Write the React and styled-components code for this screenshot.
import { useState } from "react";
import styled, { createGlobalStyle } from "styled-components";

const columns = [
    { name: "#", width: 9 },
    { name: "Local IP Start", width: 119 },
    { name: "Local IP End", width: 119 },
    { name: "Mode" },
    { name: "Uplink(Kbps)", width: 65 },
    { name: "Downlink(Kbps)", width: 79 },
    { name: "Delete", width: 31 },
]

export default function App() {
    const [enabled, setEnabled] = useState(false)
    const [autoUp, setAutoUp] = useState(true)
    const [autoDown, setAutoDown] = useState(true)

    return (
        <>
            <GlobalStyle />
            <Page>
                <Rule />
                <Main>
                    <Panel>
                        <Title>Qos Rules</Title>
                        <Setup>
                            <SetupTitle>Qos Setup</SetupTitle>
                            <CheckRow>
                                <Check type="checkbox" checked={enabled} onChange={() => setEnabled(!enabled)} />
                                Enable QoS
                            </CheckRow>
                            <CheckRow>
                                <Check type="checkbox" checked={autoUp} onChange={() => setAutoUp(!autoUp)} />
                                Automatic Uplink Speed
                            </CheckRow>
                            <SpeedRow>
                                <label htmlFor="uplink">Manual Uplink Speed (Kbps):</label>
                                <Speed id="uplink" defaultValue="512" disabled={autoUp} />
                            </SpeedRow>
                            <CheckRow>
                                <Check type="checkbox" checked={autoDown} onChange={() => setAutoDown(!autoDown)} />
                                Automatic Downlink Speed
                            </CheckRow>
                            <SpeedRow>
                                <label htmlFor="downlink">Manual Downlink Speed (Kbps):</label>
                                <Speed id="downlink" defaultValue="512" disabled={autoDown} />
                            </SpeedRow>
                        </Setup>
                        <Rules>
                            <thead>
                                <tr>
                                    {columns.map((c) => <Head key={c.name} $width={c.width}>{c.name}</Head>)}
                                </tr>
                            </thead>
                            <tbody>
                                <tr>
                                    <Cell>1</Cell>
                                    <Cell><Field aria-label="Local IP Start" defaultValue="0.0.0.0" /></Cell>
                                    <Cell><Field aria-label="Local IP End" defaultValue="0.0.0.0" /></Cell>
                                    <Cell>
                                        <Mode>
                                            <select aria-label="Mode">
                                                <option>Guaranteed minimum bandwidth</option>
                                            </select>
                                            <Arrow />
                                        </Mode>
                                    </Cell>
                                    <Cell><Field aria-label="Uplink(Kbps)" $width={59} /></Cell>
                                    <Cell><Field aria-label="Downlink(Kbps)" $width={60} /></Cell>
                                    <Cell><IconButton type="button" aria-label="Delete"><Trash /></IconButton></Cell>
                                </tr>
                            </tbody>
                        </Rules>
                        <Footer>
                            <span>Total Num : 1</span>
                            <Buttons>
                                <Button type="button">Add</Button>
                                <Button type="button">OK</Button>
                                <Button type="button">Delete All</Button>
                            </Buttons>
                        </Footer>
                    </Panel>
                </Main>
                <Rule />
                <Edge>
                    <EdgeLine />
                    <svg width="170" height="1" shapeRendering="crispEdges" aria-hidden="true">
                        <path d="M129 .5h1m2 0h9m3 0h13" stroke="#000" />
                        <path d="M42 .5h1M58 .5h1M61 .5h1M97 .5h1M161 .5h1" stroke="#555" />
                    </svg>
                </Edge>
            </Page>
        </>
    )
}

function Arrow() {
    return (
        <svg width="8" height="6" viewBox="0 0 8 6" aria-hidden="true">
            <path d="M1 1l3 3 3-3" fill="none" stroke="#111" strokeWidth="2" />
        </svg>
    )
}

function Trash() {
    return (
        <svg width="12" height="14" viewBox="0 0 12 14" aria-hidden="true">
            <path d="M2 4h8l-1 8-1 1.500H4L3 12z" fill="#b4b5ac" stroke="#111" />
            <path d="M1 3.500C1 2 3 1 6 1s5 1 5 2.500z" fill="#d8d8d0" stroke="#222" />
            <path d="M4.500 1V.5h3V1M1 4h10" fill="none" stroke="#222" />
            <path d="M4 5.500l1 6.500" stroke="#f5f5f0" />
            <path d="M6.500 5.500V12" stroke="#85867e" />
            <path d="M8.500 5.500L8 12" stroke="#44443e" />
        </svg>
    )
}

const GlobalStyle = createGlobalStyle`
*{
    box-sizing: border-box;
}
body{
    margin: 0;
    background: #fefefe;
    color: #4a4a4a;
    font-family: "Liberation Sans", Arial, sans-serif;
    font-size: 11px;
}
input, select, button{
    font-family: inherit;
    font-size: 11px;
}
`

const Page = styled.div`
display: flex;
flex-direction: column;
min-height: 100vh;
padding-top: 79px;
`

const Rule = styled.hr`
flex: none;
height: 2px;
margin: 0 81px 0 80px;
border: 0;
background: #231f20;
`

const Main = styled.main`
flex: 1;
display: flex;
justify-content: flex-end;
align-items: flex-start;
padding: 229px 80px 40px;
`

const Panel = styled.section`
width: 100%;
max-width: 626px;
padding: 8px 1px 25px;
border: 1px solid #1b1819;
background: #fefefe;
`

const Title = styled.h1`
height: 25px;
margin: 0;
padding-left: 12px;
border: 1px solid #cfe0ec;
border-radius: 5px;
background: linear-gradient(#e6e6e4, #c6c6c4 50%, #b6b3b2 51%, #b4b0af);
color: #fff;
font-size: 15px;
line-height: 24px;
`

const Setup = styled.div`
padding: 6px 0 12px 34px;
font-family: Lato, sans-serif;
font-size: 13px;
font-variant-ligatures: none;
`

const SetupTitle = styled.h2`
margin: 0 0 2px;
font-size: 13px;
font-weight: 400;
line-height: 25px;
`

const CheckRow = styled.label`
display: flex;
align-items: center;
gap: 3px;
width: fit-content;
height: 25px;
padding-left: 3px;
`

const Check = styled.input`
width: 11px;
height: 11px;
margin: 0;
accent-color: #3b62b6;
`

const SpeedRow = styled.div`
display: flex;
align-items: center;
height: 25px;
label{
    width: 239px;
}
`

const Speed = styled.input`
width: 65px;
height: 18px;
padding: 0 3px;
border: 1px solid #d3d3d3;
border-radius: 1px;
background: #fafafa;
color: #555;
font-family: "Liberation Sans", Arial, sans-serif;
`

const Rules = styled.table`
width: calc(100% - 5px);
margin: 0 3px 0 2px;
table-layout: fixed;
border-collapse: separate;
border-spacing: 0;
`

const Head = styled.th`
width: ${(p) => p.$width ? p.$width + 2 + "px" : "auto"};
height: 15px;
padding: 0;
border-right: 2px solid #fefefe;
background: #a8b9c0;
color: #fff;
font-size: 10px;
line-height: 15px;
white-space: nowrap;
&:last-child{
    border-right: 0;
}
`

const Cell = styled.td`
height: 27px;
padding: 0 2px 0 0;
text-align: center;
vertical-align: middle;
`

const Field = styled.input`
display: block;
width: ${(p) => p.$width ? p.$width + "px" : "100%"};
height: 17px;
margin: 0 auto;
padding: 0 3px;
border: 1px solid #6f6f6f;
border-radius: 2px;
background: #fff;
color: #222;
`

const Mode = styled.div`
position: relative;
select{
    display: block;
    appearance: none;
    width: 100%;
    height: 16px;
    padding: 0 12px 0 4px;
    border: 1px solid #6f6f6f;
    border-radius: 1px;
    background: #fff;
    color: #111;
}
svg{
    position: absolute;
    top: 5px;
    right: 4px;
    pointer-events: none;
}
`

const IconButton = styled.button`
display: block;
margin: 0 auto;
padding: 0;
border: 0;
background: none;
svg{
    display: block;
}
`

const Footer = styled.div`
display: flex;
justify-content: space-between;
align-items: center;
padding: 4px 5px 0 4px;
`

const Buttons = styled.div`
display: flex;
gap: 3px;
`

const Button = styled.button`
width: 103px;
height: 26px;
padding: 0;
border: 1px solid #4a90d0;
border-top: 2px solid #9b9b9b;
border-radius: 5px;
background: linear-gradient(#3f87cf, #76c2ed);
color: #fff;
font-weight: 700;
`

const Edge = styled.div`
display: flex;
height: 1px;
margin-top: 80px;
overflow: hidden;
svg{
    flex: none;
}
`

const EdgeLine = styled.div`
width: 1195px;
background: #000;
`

Exercise directions: Quote only the stretch of lines that starts the data above and ends with the line containing "const [autoDown, setAutoDown]", both included.

Task result:
Write the React and styled-components code for this screenshot.
import { useState } from "react";
import styled, { createGlobalStyle } from "styled-components";

const columns = [
    { name: "#", width: 9 },
    { name: "Local IP Start", width: 119 },
    { name: "Local IP End", width: 119 },
    { name: "Mode" },
    { name: "Uplink(Kbps)", width: 65 },
    { name: "Downlink(Kbps)", width: 79 },
    { name: "Delete", width: 31 },
]

export default function App() {
    const [enabled, setEnabled] = useState(false)
    const [autoUp, setAutoUp] = useState(true)
    const [autoDown, setAutoDown] = useState(true)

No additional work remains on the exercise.